Month-on-month inflation reached its peak in June 2022 at 30,7%.

Since then, it has been gradually declining.

In November 2022, month-on-month inflation was recorded at 1,8% shedding 1,4 percentage points on the October rate of 3,2%.

This generally shows that month-on-month inflation is now under control.

At 1,8%, the month-on-month inflation rate for Zimbabwe is the second lowest since the adoption of the local currency in 2020, only coming out second to a rate of 1,6% recorded in April 2021.

The continuous decline of month-on-moth inflation to a single digit in the past three months entails relative price stability in the economy.

The 2023 national budget set a month-on-month inflation target range of between 1% to 3%, hence there is little room for deviation from the current trend if the target is to be achieved.

Maintaining single digit month-on-month inflation is possible. It is actually the norm for many countries.

Authorities need to maintain the current policy mix in 2023, in order to achieve 2023 month-on-month inflation targets.

In addition to current policies authorities should control money supply growth.

The agriculture season has commenced.

In the past agriculture financing has led to unprecedented money supply growth, which in turn result in increased inflation.

Agriculture needs to be financed in a non-inflationary manner, which includes private sector participation with government playing a largely supporting role, rather than unleashing liquidity into the economy.

Elections are expensive and they draw a lot of resources.

Sudden ejection of massive liquidity in the Zimbabwean economy has proven suicidal in the past.

Thus, election expenditure must be carefully calibrated so that it does not cause massive shocks in the economy.

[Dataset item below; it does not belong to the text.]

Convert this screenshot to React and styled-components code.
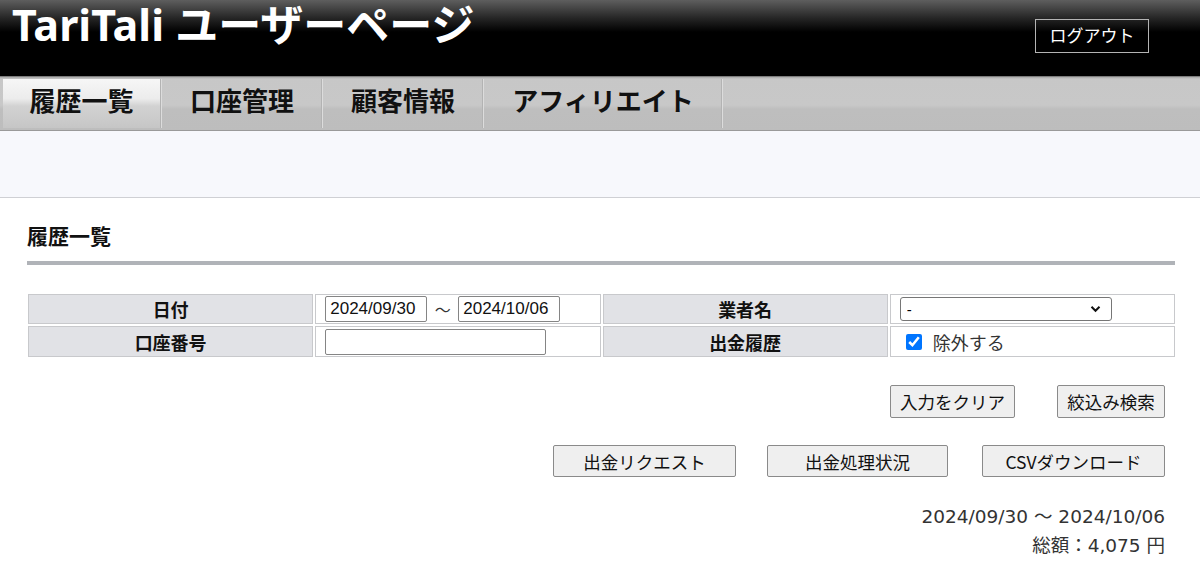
import React from 'react';
import styled, { createGlobalStyle } from 'styled-components';

const Global = createGlobalStyle`
  html, body { margin: 0; padding: 0; background: #fff; }
  body {
    font-family: "Liberation Sans", "Noto Sans CJK JP", sans-serif;
    color: #000;
  }
  * { box-sizing: border-box; }
`;

const Header = styled.header`
  height: 77px;
  background: linear-gradient(to bottom, #5e5e5e 0px, #262626 18px, #000 32px, #000 100%);
  border-bottom: 1px solid #7d7d7d;
  display: flex;
  justify-content: space-between;
  align-items: flex-start;
  padding: 0 51px 0 12px;
`;

const Title = styled.h1`
  margin: 0;
  font-family: "Noto Sans", "Noto Sans CJK JP", sans-serif;
  font-weight: 700;
  font-size: 43px;
  line-height: 50px;
  color: #fff;
  white-space: nowrap;
`;

const LogoutButton = styled.button`
  margin-top: 19px;
  width: 114px;
  height: 34px;
  background: transparent;
  border: 1px solid #b4b4b4;
  color: #fff;
  font-family: "Noto Sans CJK JP", sans-serif;
  font-size: 17px;
  padding: 0 0 3px;
  cursor: pointer;
`;

const Nav = styled.nav`
  height: 54px;
  display: flex;
  align-items: stretch;
  padding: 2px 0 2px 3px;
  background: linear-gradient(to bottom, #a9a9a9 0px, #c7c7c7 2px, #c8c8c8 28px, #bebebe 32px, #bdbdbd 100%);
  border-bottom: 1px solid #9a9a9a;
`;

const Tab = styled.a`
  width: ${(p) => p.$w}px;
  display: flex;
  align-items: center;
  justify-content: center;
  padding-bottom: 8px;
  font-family: "Noto Sans CJK JP", sans-serif;
  font-weight: 700;
  font-size: 26px;
  color: #111;
  text-decoration: none;
  border-right: 1px solid #b3b3b3;
  box-shadow: 1px 0 0 #dcdcdc;
  margin-right: 2px;
  background: ${(p) =>
    p.$active
      ? 'linear-gradient(to bottom, #f6f6f6 0%, #ececec 40%, #d2d2d2 55%, #c6c6c6 100%)'
      : 'transparent'};
`;

const Band = styled.div`
  height: 67px;
  background: #f7f8fc;
  border-bottom: 1px solid #cfd0d4;
`;

const Main = styled.main`
  padding: 27px 25px 0 27px;
`;

const Heading = styled.h2`
  margin: 0;
  font-family: "Liberation Sans", "Noto Sans CJK JP", sans-serif;
  font-size: 21px;
  line-height: 24px;
  font-weight: 700;
  color: #111;
`;

const Rule = styled.div`
  margin-top: 12px;
  height: 4px;
  background: #b0b3b8;
`;

const Grid = styled.div`
  margin: 29px 0 0 1px;
  display: grid;
  grid-template-columns: repeat(4, 1fr);
  grid-template-rows: 30px 31px;
  gap: 2px;
`;

const Label = styled.div`
  border: 1px solid #c8c9cc;
  background: #e1e2e6;
  display: flex;
  align-items: center;
  justify-content: center;
  font-size: 18px;
  font-weight: 700;
  color: #111;
`;

const Value = styled.div`
  border: 1px solid #c8c9cc;
  background: #fff;
  display: flex;
  align-items: center;
  padding-left: 9px;
  font-size: 17px;
`;

const TextInput = styled.input`
  width: ${(p) => p.$w}px;
  height: 26px;
  border: 1px solid #858585;
  border-radius: 2px;
  padding: 0 4px;
  font-family: "Liberation Sans", sans-serif;
  font-size: 17px;
  color: #111;
  background: #fff;
`;

const Tilde = styled.span`
  width: 31px;
  text-align: center;
  font-family: "Noto Sans CJK JP", sans-serif;
  font-size: 16px;
  color: #333;
`;

const SelectWrap = styled.div`
  position: relative;
  width: 212px;
  height: 24px;
`;

const Select = styled.select`
  appearance: none;
  -webkit-appearance: none;
  width: 100%;
  height: 100%;
  border: 1px solid #767676;
  border-radius: 3px;
  font-family: "Liberation Sans", sans-serif;
  font-size: 15px;
  color: #000;
  background: #fff;
  padding: 0 6px;
`;

const Chevron = styled.svg`
  position: absolute;
  right: 11px;
  top: 8px;
  width: 11px;
  height: 8px;
  pointer-events: none;
`;

const CheckLabel = styled.label`
  display: flex;
  align-items: center;
  gap: 11px;
  padding-left: 6px;
  font-family: "Noto Sans CJK JP", sans-serif;
  font-size: 18px;
  color: #333;
`;

const Check = styled.input`
  width: 16px;
  height: 16px;
  margin: 0;
  accent-color: #0075ff;
`;

const ButtonRow = styled.div`
  margin-top: ${(p) => p.$mt}px;
  display: flex;
  justify-content: flex-end;
  padding-right: 10px;
`;

const Button = styled.button`
  width: ${(p) => p.$w}px;
  height: ${(p) => p.$h}px;
  margin-left: ${(p) => p.$ml || 0}px;
  background: #efefef;
  border: 1px solid #8a8a8a;
  border-radius: 2px;
  font-family: "Noto Sans CJK JP", sans-serif;
  font-size: 17.5px;
  color: #111;
  padding: 0;
  cursor: pointer;
`;

const Summary = styled.div`
  margin-top: 25px;
  padding-right: 10px;
  text-align: right;
  font-family: "DejaVu Sans", "Noto Sans CJK JP", sans-serif;
  font-size: 18.5px;
  line-height: 29px;
  color: #333;
`;

export default function App() {
  return (
    <>
      <Global />
      <Header>
        <Title>TariTali ユーザーページ</Title>
        <LogoutButton>ログアウト</LogoutButton>
      </Header>
      <Nav>
        <Tab $w={158} $active href="#">履歴一覧</Tab>
        <Tab $w={159} href="#">口座管理</Tab>
        <Tab $w={159} href="#">顧客情報</Tab>
        <Tab $w={237} href="#">アフィリエイト</Tab>
      </Nav>
      <Band />
      <Main>
        <Heading>履歴一覧</Heading>
        <Rule />
        <Grid>
          <Label>日付</Label>
          <Value>
            <TextInput $w={102} defaultValue="2024/09/30" />
            <Tilde>～</Tilde>
            <TextInput $w={102} defaultValue="2024/10/06" />
          </Value>
          <Label>業者名</Label>
          <Value>
            <SelectWrap>
              <Select defaultValue="-">
                <option value="-">-</option>
              </Select>
              <Chevron viewBox="0 0 11 8">
                <path d="M1.5 1.8 L5.5 5.8 L9.5 1.8" fill="none" stroke="#111" strokeWidth="2" />
              </Chevron>
            </SelectWrap>
          </Value>
          <Label>口座番号</Label>
          <Value>
            <TextInput $w={221} defaultValue="" />
          </Value>
          <Label>出金履歴</Label>
          <Value>
            <CheckLabel>
              <Check type="checkbox" defaultChecked />
              除外する
            </CheckLabel>
          </Value>
        </Grid>
        <ButtonRow $mt={28}>
          <Button $w={125} $h={33}>入力をクリア</Button>
          <Button $w={108} $h={33} $ml={42}>絞込み検索</Button>
        </ButtonRow>
        <ButtonRow $mt={27}>
          <Button $w={183} $h={32}>出金リクエスト</Button>
          <Button $w={181} $h={32} $ml={31}>出金処理状況</Button>
          <Button $w={183} $h={32} $ml={34}>CSVダウンロード</Button>
        </ButtonRow>
        <Summary>
          <div>2024/09/30 ～ 2024/10/06</div>
          <div>総額：4,075 円</div>
        </Summary>
      </Main>
    </>
  );
}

Due to lack of confidence in the local currency, service providers usually change their money into US dollars soon after being paid and if the market get awash with Zimbabwe dollars, the local currency will depreciate on the parallel market.

The gap between blended inflation and Zimbabwe dollar inflation has been shrinking since July 2022 and for the past three months, blended inflation and Zimbabwe dollar inflation have been very close to each other.

US dollar inflation, a component of the blended inflation, was mainly being driven by the widening exchange rate premium, as policy forced business to use an overvalued formal exchange rate.

With the exchange rate premium shrinking, US dollar prices have stabilised in formal shops, while the relative stability on the parallel market has also stabilised Zimbabwe dollar prices.

Zimbabwe’s annual inflation is still very high, but the persistent decline in month-on-month inflation in the last three months has also seen annual inflation responding.

The Zimbabwe annual inflation rate for November 2022 shaded off 13.8 percentage points to reach 255.0% from 268.8% recorded in October 2022.

If the current policy mix is maintained, annual inflation will continue to gradually decline.

The 2023 budget is targeting an annual inflation average of double-digit level.

This can only be attained if money supply growth is kept in check, as it remains the key driver of inflation in Zimbabwe.

Having a high inflation has serious implications in terms of poverty alleviation.

This means that Zimbabwe must put more efforts compared to other countries in the world.

Food inflation, for example, is one of the key indicators of the ability to control poverty.

In October 2022, Zimbabwe’s food inflation was 321%, the highest in the entire world.

The driving force behind the high food prices in Zimbabwe was the depreciating local currency induced by too much injection of liquidity into the economy.

High food prices push the vulnerable communities into extreme poverty.

In Zimbabwe a person needed to spend at least $21 652 in November 2022 for him/her not to be deemed food poor.

The poverty datum line fluctuates in line with inflation, thus, inflation remains a key variable towards food security.

The shrinking exchange rate premium was making it easier for the formal sector to get access to the US dollar, hence sales were now the major source of foreign currency given the limited traffic to the auction.

The widening premium (from November) thus threatens traffic of US dollar to the formal sector.

The use of US dollars is becoming more pronounced in the economy as reflected by the increase in US dollar deposits.

Since January 2022, the share of foreign currency deposits in M3 had been on the rise.

It increased from 42,2% in January 2022 to 62,5% in September 2022.

This clearly indicates that the US dollar is becoming more dominant as each month pass and Zimbabwe is moving closer and closer to full dollarisation.

This will have a positive impact on inflation, but the economy will be the biggest loser due to competitiveness challenges.

Deliberate policies by authorities to reverse this trend are long overdue.

Annual inflation will end the year 2022 at high levels of at least 236%.

With this high momentum into 2023, it will be a difficult task to achieve the inflation targets that have been set in the 2023 national budget, especially in an election year characterized by power challenges.

Controlling money supply growth will be key in achieving this task.